Читать «Эффенди Капиев» онлайн - страница 19

Мариэтта Омаровна Чудакова

Одно из них разыгралось почти на глазах Капиева. Весь год потом увиденное мучает его и переходит, наконец, на бумагу, становится рассказом, документальность которого не оставляет сомнений.

В рассказе описан хозяин дома, где поселился учитель, и его жена — Хадий.

«Чуть розовые от слез и бессонных ночей, прозрачно-голубые, с пугливыми взмахами черных ресниц глаза ее давно уже потеряли и силу, и свежесть, и смелость, потому что хоть двадцать три года Хадий, но в жизни она уже ни к чему не стремится и называет сама себя старухой. Каждый день муж избивает ее за каждую провинность.

— Сколько раз тебе говорил я: закрепи эту пуговицу! Забыла? Что же ты делаешь в моем доме, если и пуговицы не пришьешь?.. …А это что такое? Это сапоги твоего мужа или?.. — кричал раскрасневшийся Мурза, потрясая невычищенным сапогом.

— Сейчас… Вычищу… Вычищу же. Давай, — шептала Хадий, вздрагивая.

— А до сих пор где была? Что делала, спрашиваю, целый день? Эй!

Хадий молча пятилась. Он наступал:

— С кем я говорю? Ну? Тебе же кричу я. Эй! — гаркнул он на всю комнату и с размаху ударил сапогом по голове жены.

Хадий вскрикнула и сдержанно, бесшумно заплакала. Я видел в приоткрытую дверь ее вздрагивающую, покорную фигуру. Дети, побледнев, сбились в кучу.

— Что случилось? Я умер, что ли?.. Зачем плачешь, спрашиваю! — закричал Мурза и, стиснув зубы, не разбираясь куда, один за другим стал наносить удары, приговаривая: — Замри! Цыц! Тише!

Обезумевшая Хадий бросилась с разорванным воротом платья в мою комнату.

— О люди, куда мне деться!

За нею вбежал бледный (а оспяные пятна болезненно красны), запыхавшийся Мурза. Как ястреб, схватил он ее за косы и, рванув к себе, увлек обратно.

Я, вскочив с места, ворвался к ним в комнату: наполовину залезшая под нары, барахталась и хрипела Хадий. Над нею с расколотым суковатым поленом в руках стоял Мурза и бил ногами в бок.

— Где думала спрятаться? У него защиту вздумала просить? «Убегу» — думала? Да? Что не говоришь, тебя спрашиваю. Эй…

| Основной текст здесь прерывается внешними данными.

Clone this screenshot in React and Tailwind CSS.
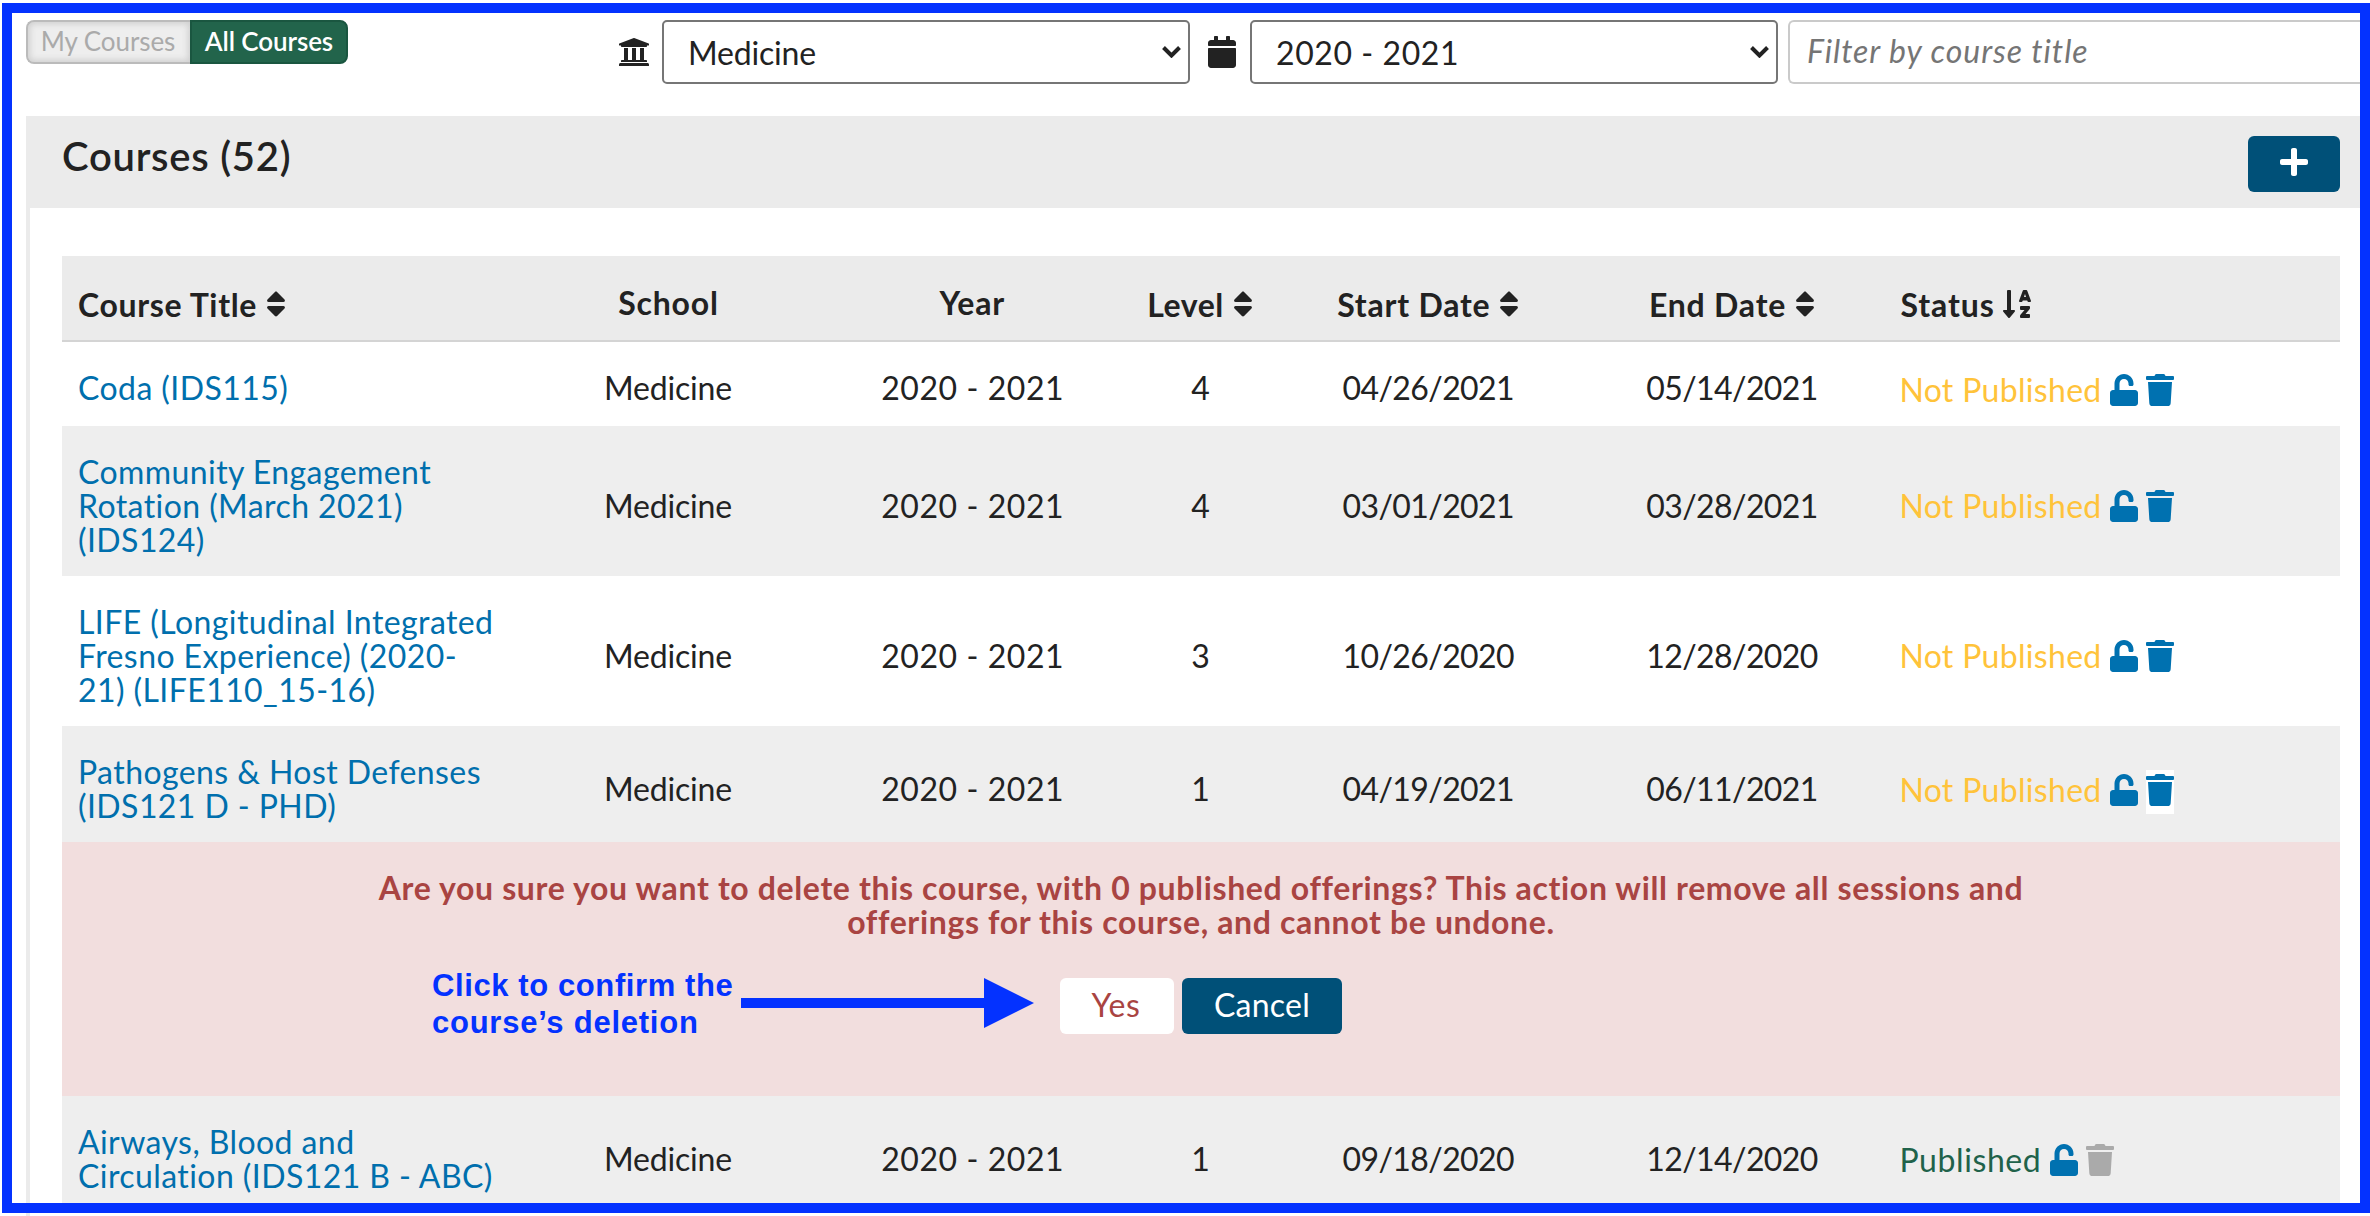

Старшие дети не плакали, а панически кричали. Плакал же посиневший больной ребенок в люльке, с сухими стеклянными глазами».

Мурза выгнал из своей комнаты муаллима (учителя) и заперся. Крик и плач продолжались. Затем раздался «нечеловеческий отчаянный вопль… Дети на этот раз как-то особенно дико и жутко закричали. Я рванул к себе двери. Крючок соскочил, и моим глазам представилась следующая картина: у нары, шатаясь (запомнились качающиеся серьги), стоит Хадий в изорванном платье. Ее будто облили сверху кувшином крови… Бледный, дрожащий Мурза все еще по инерции наступает, пришептывая:

— Тише, молчи, довольно… Тебе же говорю! Довольно, говорю!

В руках у него суковатая дубина, на свежерасколотой белой половине которой расползаются обильные темные брызги крови.

Я хлопнул дверью и сейчас же выбежал на улицу. За мной кричали:

— Эй, куда ты? Стой, эй, эй!..»

Когда прибежали мужчины, Мурза встретил их с оружием в руках.

«— Что нужно в полночь в моей комнате? Оставьте, слышите вы? Оставьте, ну?»